◆ **Input records**
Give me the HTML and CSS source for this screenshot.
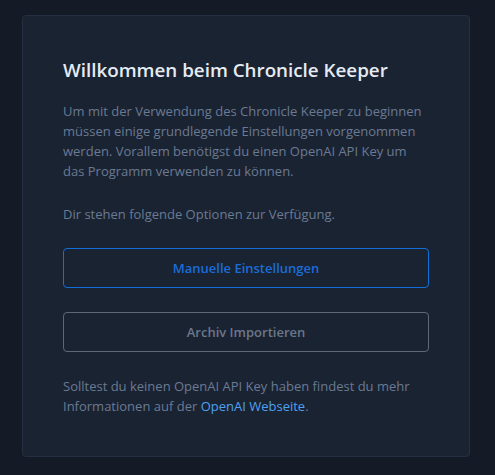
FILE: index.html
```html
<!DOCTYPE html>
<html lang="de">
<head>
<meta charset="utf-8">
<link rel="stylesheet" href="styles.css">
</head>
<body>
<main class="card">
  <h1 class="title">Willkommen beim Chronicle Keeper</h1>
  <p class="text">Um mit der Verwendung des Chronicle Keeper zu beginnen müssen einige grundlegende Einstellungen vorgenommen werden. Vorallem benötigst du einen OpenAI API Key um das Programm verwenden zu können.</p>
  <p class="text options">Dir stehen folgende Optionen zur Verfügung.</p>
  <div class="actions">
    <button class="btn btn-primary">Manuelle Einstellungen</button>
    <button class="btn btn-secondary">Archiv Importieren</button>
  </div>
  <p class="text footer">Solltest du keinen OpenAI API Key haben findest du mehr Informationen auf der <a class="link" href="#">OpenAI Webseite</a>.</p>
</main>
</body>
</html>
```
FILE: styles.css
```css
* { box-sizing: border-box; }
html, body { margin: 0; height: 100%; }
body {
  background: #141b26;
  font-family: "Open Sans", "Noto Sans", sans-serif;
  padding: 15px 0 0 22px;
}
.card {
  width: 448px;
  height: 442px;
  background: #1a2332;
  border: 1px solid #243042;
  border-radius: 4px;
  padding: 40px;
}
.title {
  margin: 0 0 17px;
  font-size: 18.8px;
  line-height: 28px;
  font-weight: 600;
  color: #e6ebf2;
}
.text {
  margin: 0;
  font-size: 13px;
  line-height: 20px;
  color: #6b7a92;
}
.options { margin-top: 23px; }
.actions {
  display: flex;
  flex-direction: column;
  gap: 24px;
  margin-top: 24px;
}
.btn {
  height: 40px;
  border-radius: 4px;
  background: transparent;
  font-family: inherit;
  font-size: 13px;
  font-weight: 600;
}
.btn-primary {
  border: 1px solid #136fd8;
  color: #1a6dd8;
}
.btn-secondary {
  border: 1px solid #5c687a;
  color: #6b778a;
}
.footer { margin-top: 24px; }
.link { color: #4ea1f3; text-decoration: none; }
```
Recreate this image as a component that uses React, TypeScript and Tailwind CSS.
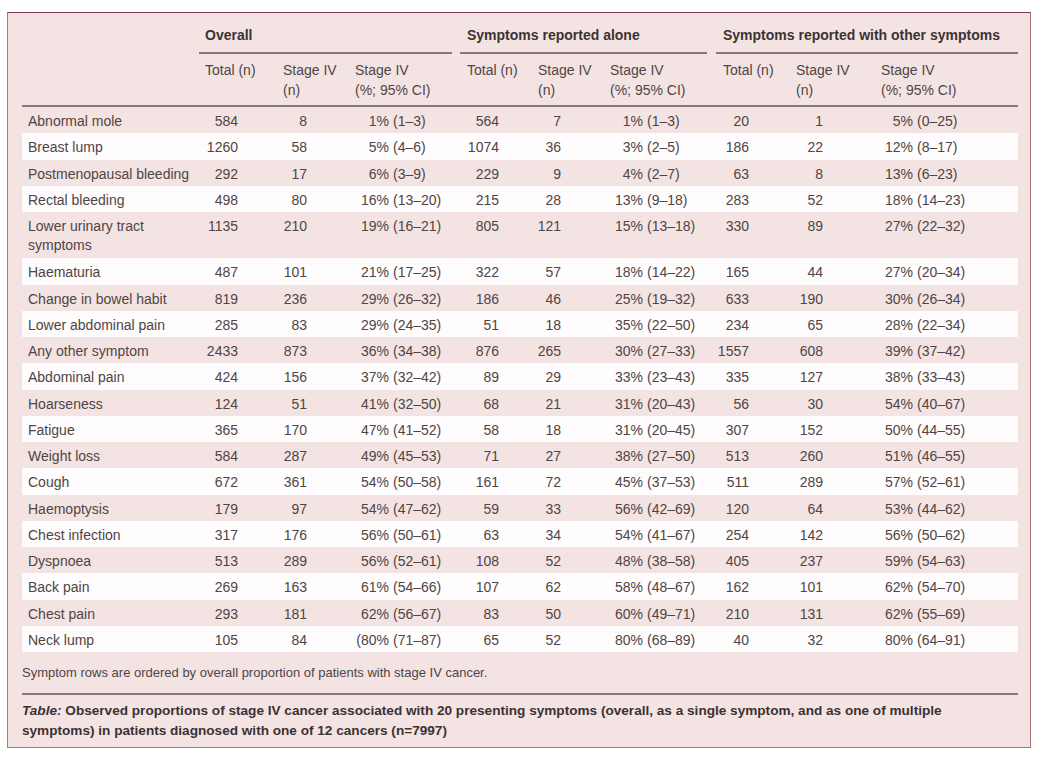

◆ **The request**
Every record above should be written out again without change, except that the pictures are left out.

◆ **In response**
Give me the HTML and CSS source for this screenshot.
FILE: index.html
```html
<!DOCTYPE html>
<html lang="de">
<head>
<meta charset="utf-8">
<link rel="stylesheet" href="styles.css">
</head>
<body>
<main class="card">
  <h1 class="title">Willkommen beim Chronicle Keeper</h1>
  <p class="text">Um mit der Verwendung des Chronicle Keeper zu beginnen müssen einige grundlegende Einstellungen vorgenommen werden. Vorallem benötigst du einen OpenAI API Key um das Programm verwenden zu können.</p>
  <p class="text options">Dir stehen folgende Optionen zur Verfügung.</p>
  <div class="actions">
    <button class="btn btn-primary">Manuelle Einstellungen</button>
    <button class="btn btn-secondary">Archiv Importieren</button>
  </div>
  <p class="text footer">Solltest du keinen OpenAI API Key haben findest du mehr Informationen auf der <a class="link" href="#">OpenAI Webseite</a>.</p>
</main>
</body>
</html>
```
FILE: styles.css
```css
* { box-sizing: border-box; }
html, body { margin: 0; height: 100%; }
body {
  background: #141b26;
  font-family: "Open Sans", "Noto Sans", sans-serif;
  padding: 15px 0 0 22px;
}
.card {
  width: 448px;
  height: 442px;
  background: #1a2332;
  border: 1px solid #243042;
  border-radius: 4px;
  padding: 40px;
}
.title {
  margin: 0 0 17px;
  font-size: 18.8px;
  line-height: 28px;
  font-weight: 600;
  color: #e6ebf2;
}
.text {
  margin: 0;
  font-size: 13px;
  line-height: 20px;
  color: #6b7a92;
}
.options { margin-top: 23px; }
.actions {
  display: flex;
  flex-direction: column;
  gap: 24px;
  margin-top: 24px;
}
.btn {
  height: 40px;
  border-radius: 4px;
  background: transparent;
  font-family: inherit;
  font-size: 13px;
  font-weight: 600;
}
.btn-primary {
  border: 1px solid #136fd8;
  color: #1a6dd8;
}
.btn-secondary {
  border: 1px solid #5c687a;
  color: #6b778a;
}
.footer { margin-top: 24px; }
.link { color: #4ea1f3; text-decoration: none; }
```
Recreate this image as a component that uses React, TypeScript and Tailwind CSS.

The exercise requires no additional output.